大手不動産流通会社の中には、「不動産」を切り口として、高齢者の暮らしに関する悩みや困りごと(健康、住まい、お金、介護、相続など)を支援する試みを専門家や複数の事業者と連携しながら行っているところもある。
これからの住宅事業では、住む場所というハードの提供だけでなく、生活者がそれぞれのライフステージごとに抱えやすい特有の悩みや問題の解決に長期間伴走して支援するしくみといったソフトの提供がますます必要になってくるだろう。高齢者に対しては、例えば一人ひとりに寄り添ったきめの細かいコーディネーションやコンシェルジュ業務といった「住まい・暮らし版ケアマネ(*5)」のようなサービスが考えられるのではないか。

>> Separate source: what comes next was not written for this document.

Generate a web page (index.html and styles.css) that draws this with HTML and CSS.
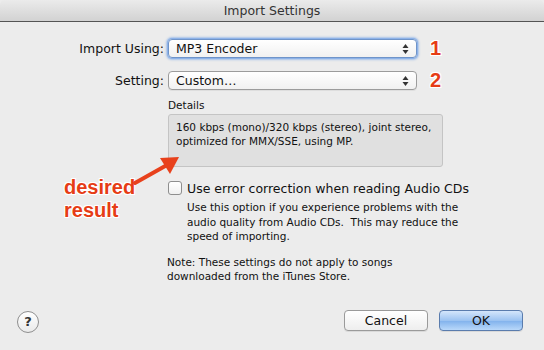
FILE: index.html
```html
<!DOCTYPE html>
<html>
<head>
<meta charset="utf-8">
<link rel="stylesheet" href="styles.css">
</head>
<body>
<div class="dialog">
  <div class="titlebar">Import Settings</div>
  <div class="content">
    <div class="form">
      <div class="label">Import Using:</div>
      <div class="popup focused"><span>MP3 Encoder</span><span class="updown"><svg width="7" height="12" viewBox="0 0 7 12"><path d="M3.5 1 L6.5 5 H0.5 Z M3.5 11 L6.5 7 H0.5 Z" fill="#333"/></svg></span></div>
      <div class="num">1</div>
      <div class="label">Setting:</div>
      <div class="popup"><span>Custom…</span><span class="updown"><svg width="7" height="12" viewBox="0 0 7 12"><path d="M3.5 1 L6.5 5 H0.5 Z M3.5 11 L6.5 7 H0.5 Z" fill="#333"/></svg></span></div>
      <div class="num">2</div>
    </div>
    <div class="details">
      <div class="details-label">Details</div>
      <div class="details-box">160 kbps (mono)/320 kbps (stereo), joint stereo,<br>optimized for MMX/SSE, using MP.</div>
    </div>
    <div class="option">
      <div class="check-row"><span class="checkbox"></span><span class="check-label">Use error correction when reading Audio CDs</span></div>
      <div class="option-desc">Use this option if you experience problems with the<br>audio quality from Audio CDs.&nbsp; This may reduce the<br>speed of importing.</div>
    </div>
    <div class="note">Note: These settings do not apply to songs<br>downloaded from the iTunes Store.</div>
  </div>
  <div class="footer">
    <div class="help">?</div>
    <div class="buttons">
      <div class="btn">Cancel</div>
      <div class="btn default">OK</div>
    </div>
  </div>
  <div class="annotation">desired<br>result</div>
  <svg class="arrow" width="60" height="40" viewBox="0 0 60 40">
    <path d="M8 29 L40 11" stroke="#e8411c" stroke-width="4" stroke-linecap="round" fill="none"/>
    <path d="M52 3 L33 4 L43 20 Z" fill="#e8411c"/>
  </svg>
</div>
</body>
</html>
```
FILE: styles.css
```css
* { box-sizing: border-box; }
html, body { margin: 0; padding: 0; }
body {
  width: 544px;
  height: 350px;
  background: #ececec;
  font-family: "DejaVu Sans", "Liberation Sans", sans-serif;
  color: #111;
  overflow: hidden;
}
.dialog {
  position: relative;
  width: 544px;
  height: 350px;
  background: #ececec;
  display: flex;
  flex-direction: column;
}
.titlebar {
  height: 22px;
  line-height: 22px;
  text-align: center;
  font-size: 12.5px;
  color: #333;
  background: linear-gradient(#ebebeb, #d2d2d2);
  border-bottom: 1px solid #545454;
  border-radius: 5px 5px 0 0;
}
.content {
  flex: 1;
  padding-top: 17px;
}
.form {
  display: grid;
  grid-template-columns: 168px 249px 1fr;
  row-gap: 13px;
  align-items: center;
}
.label {
  text-align: right;
  padding-right: 4px;
  font-size: 12.5px;
}
.popup {
  height: 19px;
  border: 1px solid #9c9c9c;
  border-radius: 4px;
  background: linear-gradient(#ffffff, #f1f1f1);
  font-size: 12.5px;
  display: flex;
  align-items: center;
  justify-content: space-between;
  padding: 0 7px 0 7px;
  box-shadow: 0 1px 0 rgba(0,0,0,0.06);
}
.popup.focused {
  border-color: #6f94c9;
  box-shadow: 0 0 0 1px #8db2e8, 0 0 2px 2px rgba(120,165,230,0.6);
}
.updown { display: flex; align-items: center; }
.num {
  padding-left: 13px;
  font-family: "Liberation Sans", sans-serif;
  font-weight: bold;
  font-size: 20px;
  color: #e63c15;
  text-shadow: 1px 1px 0 #fff, -1px -1px 0 #fff, 1px -1px 0 #fff, -1px 1px 0 #fff;
  line-height: 19px;
}
.details {
  margin: 9px 0 0 168px;
  width: 275px;
}
.details-label {
  font-size: 10.5px;
  line-height: 13px;
  margin-bottom: 2px;
}
.details-box {
  height: 53px;
  background: #e0e0e0;
  border: 1px solid #c4c4c4;
  border-radius: 3px;
  font-size: 10.5px;
  line-height: 14px;
  padding: 5px 7px;
  white-space: nowrap;
}
.option {
  margin: 13px 0 0 168px;
}
.check-row {
  display: flex;
  align-items: center;
  height: 16px;
}
.checkbox {
  width: 14px;
  height: 14px;
  border: 1px solid #8e8e8e;
  border-radius: 3px;
  background: linear-gradient(#fff, #f0f0f0);
  margin-right: 5px;
}
.check-label {
  font-size: 12.5px;
}
.option-desc {
  margin: 4px 0 0 19px;
  font-size: 10.5px;
  line-height: 14.5px;
  white-space: nowrap;
}
.note {
  margin: 11px 0 0 167px;
  font-size: 10.5px;
  line-height: 14px;
}
.footer {
  height: 40px;
  display: flex;
  align-items: flex-start;
  justify-content: space-between;
  padding: 0 21px 0 17px;
}
.help {
  width: 22px;
  height: 22px;
  border-radius: 50%;
  border: 1px solid #8f8f8f;
  background: linear-gradient(#fff, #eaeaea);
  text-align: center;
  line-height: 20px;
  font-size: 13px;
  font-weight: bold;
  color: #333;
  margin-top: 1px;
}
.buttons {
  display: flex;
  gap: 11px;
}
.btn {
  width: 84px;
  height: 21px;
  border: 1px solid #9a9a9a;
  border-radius: 4px;
  background: linear-gradient(#ffffff, #eeeeee);
  text-align: center;
  line-height: 19px;
  font-size: 12.5px;
  box-shadow: 0 1px 0 rgba(0,0,0,0.08);
}
.btn.default {
  border-color: #5a7cad;
  background: linear-gradient(#d4e6fb, #9cc3f1 50%, #80b1ec 51%, #b9d8fa);
}
.annotation {
  position: absolute;
  left: 64px;
  top: 176px;
  font-family: "Liberation Sans", sans-serif;
  font-weight: bold;
  font-size: 20px;
  line-height: 23px;
  color: #e63c15;
  text-shadow: 1px 1px 0 #fff, -1px -1px 0 #fff, 1px -1px 0 #fff, -1px 1px 0 #fff;
}
.arrow {
  position: absolute;
  left: 127px;
  top: 154px;
}
```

ハードの提供に加え、新たな付加価値提案において住宅業界が取り組む余地は大きく、その実践においてサ高住事業を活用するという選択肢は十分あり得るだろう。
新型コロナウイルス感染症のパンデミックを経て、これまで以上に多様化する高齢期の暮らしニーズに対し、サ高住が高齢者を多面的に支える新たな住生活総合提案事業として、より一層進化していくことを期待したい。
(豊田可奈子)Kanako_Toyoda@haseko.co.jp
*4 アドバンス・ケア・プランニング(ACP):もしもの時のために、自分自身が望む医療やケアについてあらかじめ考えておき、家族や医療・ケア関係者などと話し合いを重ね、自身の考えを共有する取り組みのこと。
*5 ケアマネ(ケアマネジャー):要介護者・要支援者一人ひとりの心身の状況に合わせて各種の相談対応を行うとともに、介護保険制度の介護サービスを適切に受けられるようにケアプランを作成し、市町村・サービス事業者等と連絡調整を行う専門職種。
資料:一般社団法人高齢者住宅協会「サービス付き高齢者向け住宅情報提供システム」の登録情報をもとに長谷工総合研究所作成(図表4~図表14)。
ただし、図表3・15・16は高齢者住宅協会「サービス付き高齢者向け住宅の現状と分析(令和4年8月末時点)」から一部を改変して引用。